Keywords: Tags  aerospace, Precision Castparts, Mark Donegan, forging press, Frank Haflich

LOS ANGELES — A large forging press that’s been a "headwind" for Precision Castparts Corp. (PCC) for more than a year is due back on-stream after an extended outage.

Mark Donegan, the Portland, Ore.-based company’s chairman and chief executive officer, told securities analysts at a recent Citigroup Inc. conference in New York that a program to refurbish a 29,000-ton press in Houston last year is "on plan" for completion in the current quarter with "no surprises."

When asked this past week if work on the press was complete, a PCC spokesman said the company has only disclosed that the maintenance shutdown would take eight weeks in the quarter ended Sept. 30 and is "on schedule."
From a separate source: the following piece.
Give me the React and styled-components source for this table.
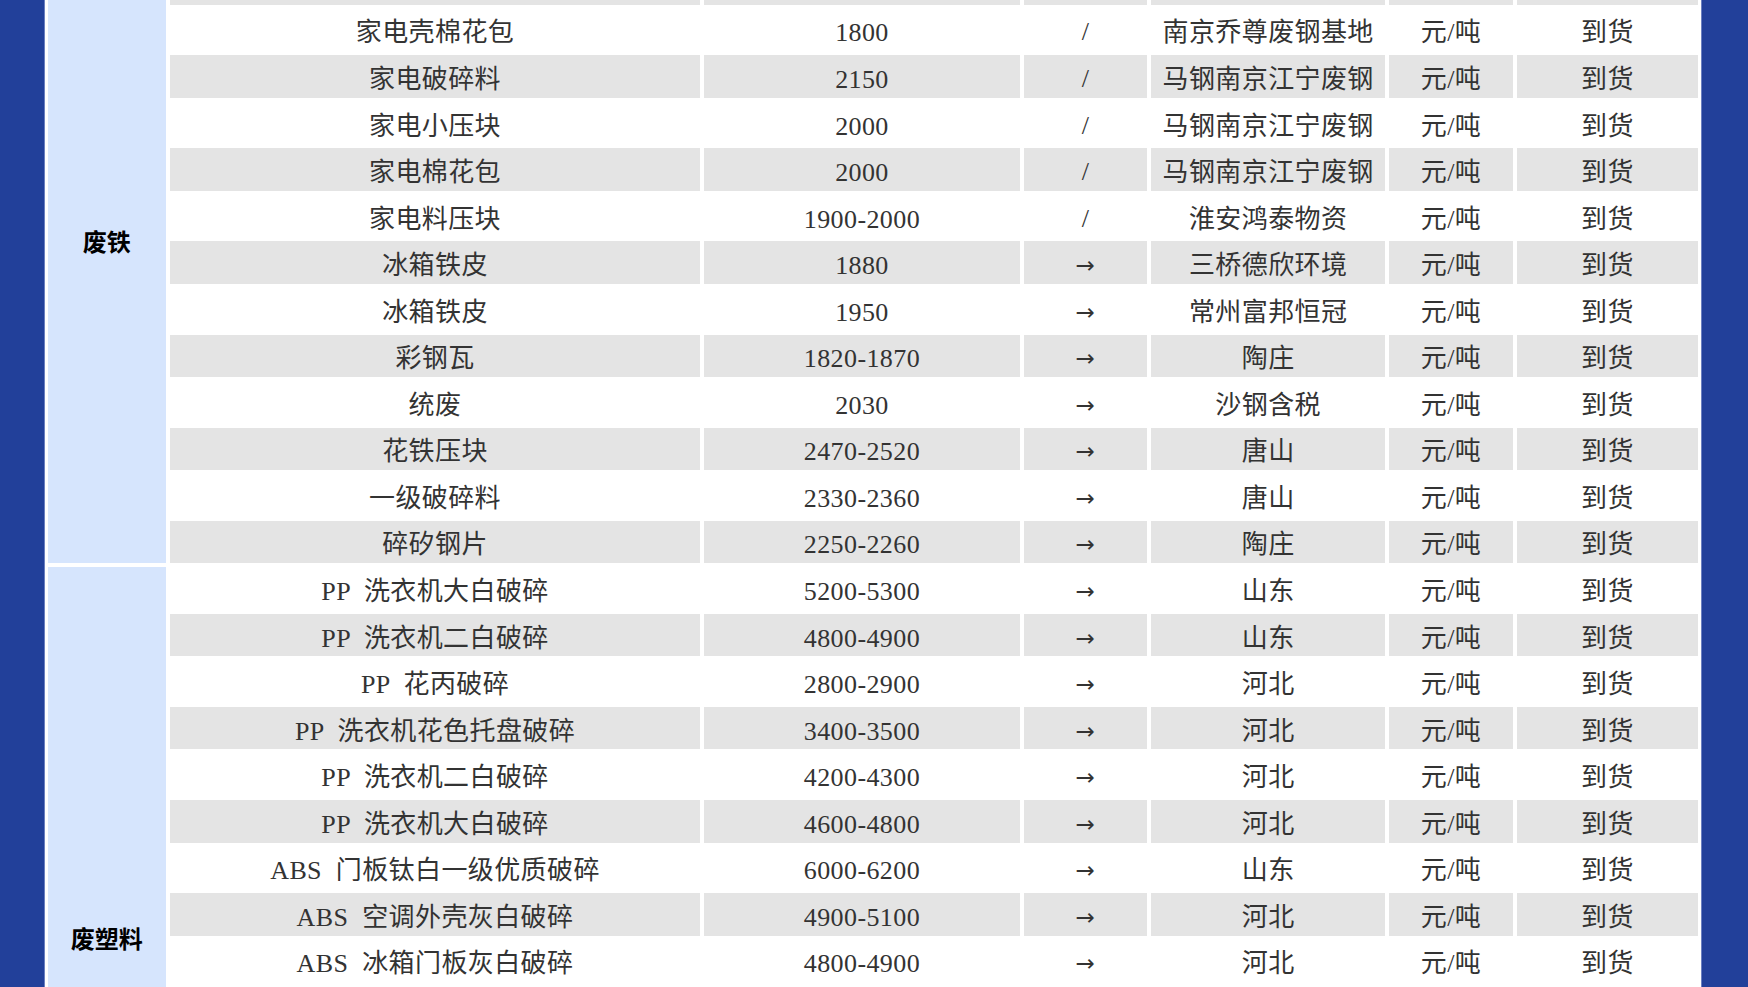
import React from "react";
import styled, { createGlobalStyle } from "styled-components";

const GlobalStyle = createGlobalStyle`
  html, body {
    margin: 0;
    padding: 0;
    height: 100%;
    overflow: hidden;
    background: #22409a;
  }
  #root {
    height: 100%;
  }
`;

const scrap = [
  { name: "家电壳棉花包", price: "1800", trend: "/", place: "南京乔尊废钢基地" },
  { name: "家电破碎料", price: "2150", trend: "/", place: "马钢南京江宁废钢" },
  { name: "家电小压块", price: "2000", trend: "/", place: "马钢南京江宁废钢" },
  { name: "家电棉花包", price: "2000", trend: "/", place: "马钢南京江宁废钢" },
  { name: "家电料压块", price: "1900-2000", trend: "/", place: "淮安鸿泰物资" },
  { name: "冰箱铁皮", price: "1880", trend: "→", place: "三桥德欣环境" },
  { name: "冰箱铁皮", price: "1950", trend: "→", place: "常州富邦恒冠" },
  { name: "彩钢瓦", price: "1820-1870", trend: "→", place: "陶庄" },
  { name: "统废", price: "2030", trend: "→", place: "沙钢含税" },
  { name: "花铁压块", price: "2470-2520", trend: "→", place: "唐山" },
  { name: "一级破碎料", price: "2330-2360", trend: "→", place: "唐山" },
  { name: "碎矽钢片", price: "2250-2260", trend: "→", place: "陶庄" },
];

const plastic = [
  { name: "PP  洗衣机大白破碎", price: "5200-5300", trend: "→", place: "山东" },
  { name: "PP  洗衣机二白破碎", price: "4800-4900", trend: "→", place: "山东" },
  { name: "PP  花丙破碎", price: "2800-2900", trend: "→", place: "河北" },
  { name: "PP  洗衣机花色托盘破碎", price: "3400-3500", trend: "→", place: "河北" },
  { name: "PP  洗衣机二白破碎", price: "4200-4300", trend: "→", place: "河北" },
  { name: "PP  洗衣机大白破碎", price: "4600-4800", trend: "→", place: "河北" },
  { name: "ABS  门板钛白一级优质破碎", price: "6000-6200", trend: "→", place: "山东" },
  { name: "ABS  空调外壳灰白破碎", price: "4900-5100", trend: "→", place: "河北" },
  { name: "ABS  冰箱门板灰白破碎", price: "4800-4900", trend: "→", place: "河北" },
];

const widths = [117.4, 529, 314.4, 123.4, 233, 123.7, 180.4];

function DataCells({ row, shaded }) {
  return (
    <>
      <Cell shaded={shaded}>{row.name}</Cell>
      <Cell shaded={shaded}>{row.price}</Cell>
      <Cell shaded={shaded}>
        <Tendencia arrow={row.trend === "→"}>{row.trend}</Tendencia>
      </Cell>
      <Cell shaded={shaded}>{row.place}</Cell>
      <Cell shaded={shaded}>元/吨</Cell>
      <Cell shaded={shaded}>到货</Cell>
    </>
  );
}

export default function App() {
  return (
    <>
      <GlobalStyle />
      <Pagina>
        <Folha>
          <Tabela>
            <colgroup>
              {widths.map((w, i) => (
                <col key={i} style={{ width: w + "px" }} />
              ))}
            </colgroup>
            <tbody>
              {/* linha anterior, quase toda fora da tela */}
              <LinhaCortada>
                <Categoria rowSpan={scrap.length + 1} labelTop={226}>
                  废铁
                </Categoria>
                {widths.slice(1).map((_, i) => (
                  <CellVazia key={i} shaded />
                ))}
              </LinhaCortada>
              {scrap.map((row, i) => (
                <Linha key={"s" + i}>
                  <DataCells row={row} shaded={i % 2 === 1} />
                </Linha>
              ))}
              {plastic.map((row, i) => (
                <Linha key={"p" + i}>
                  {i === 0 && (
                    <Categoria rowSpan={plastic.length + 1} labelTop={356}>
                      废塑料
                    </Categoria>
                  )}
                  <DataCells row={row} shaded={i % 2 === 1} />
                </Linha>
              ))}
              {/* próxima linha, já abaixo da tela */}
              <Linha>
                {widths.slice(1).map((_, i) => (
                  <CellVazia key={i} />
                ))}
              </Linha>
            </tbody>
          </Tabela>
        </Folha>
      </Pagina>
    </>
  );
}

/* ---------- ESTILOS ---------- */
const Pagina = styled.div`
  height: 100%;
  padding: 0 46px 0 44px;
  box-sizing: border-box;
  background: #22409a;
`;

const Folha = styled.div`
  height: 100%;
  background: #ffffff;
  overflow: hidden;
  box-shadow: inset 1px 0 0 #6b80c0, inset -1px 0 0 #6b80c0;
`;

const Tabela = styled.table`
  width: 100%;
  table-layout: fixed;
  border-collapse: separate;
  border-spacing: 4.6px 4px;
  margin-top: -4px;
`;

const Linha = styled.tr`
  height: 42.56px;
`;

const LinhaCortada = styled.tr`
  height: 4.7px;
`;

const Cell = styled.td`
  background: ${(p) => (p.shaded ? "#e4e4e4" : "#ffffff")};
  color: #333333;
  font-family: "Liberation Serif", "Noto Sans CJK SC", serif;
  font-size: 26px;
  letter-spacing: 0.4px;
  text-align: center;
  vertical-align: middle;
  white-space: pre;
  padding: 7px 0 0 0;
  line-height: 30px;
  overflow: hidden;
`;

const CellVazia = styled.td`
  background: ${(p) => (p.shaded ? "#e4e4e4" : "#ffffff")};
  padding: 0;
  line-height: 0;
  font-size: 0;
`;

const Tendencia = styled.span`
  display: inline-block;
  vertical-align: baseline;
  line-height: 1;
  position: relative;
  top: ${(p) => (p.arrow ? "-1px" : "-1px")};
  font-family: ${(p) =>
    p.arrow ? `"DejaVu Sans", sans-serif` : `"Liberation Serif", serif`};
  font-size: ${(p) => (p.arrow ? "23px" : "26px")};
`;

const Categoria = styled.td`
  background: #d6e5fd;
  color: #000000;
  font-family: "Noto Sans CJK SC", sans-serif;
  font-weight: 700;
  font-size: 24px;
  text-align: center;
  vertical-align: top;
  padding: ${(p) => p.labelTop}px 0 0 0;
  line-height: 29px;
`;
PCC first revealed the Houston press was contributing to "significant headwinds" for the investment castings, forgings and airframe products producer last year upon releasing its fiscal second-quarter earnings results (, Oct. 25).

Components of the 29,000-ton press that were expected to last 20 years instead lasted only five years.

The company had temporarily "de-rated" the press back to its original 25,000-ton rating and "offloaded" work that required a 29,000-ton press to the 35,000-ton press at its Wyman-Gordon forging unit in Grafton, Mass.

Donegan earlier this year said "inefficiencies" at the press still hadn’t been remedied, adding that it probably wouldn’t be back to normal until the "back half" of the company’s fiscal year, which ends March 31, 2014 (, May 9).

Donegan told Citigroup conference attendees that the press was "migrated" from 25,000 to 29,000 tons before it was acquired by PCC, but the upgrade wasn’t done properly and the press’ columns and sleeves eventually failed. This quarter’s work on the press should be "the last step" in bringing it to a legitimate 29,000 tons.

The current quarter’s outage on the Houston press, combined with PCC’s normal annual forge press maintenance outages, will have a $20-million impact on PCC, Donegan told analysts in July.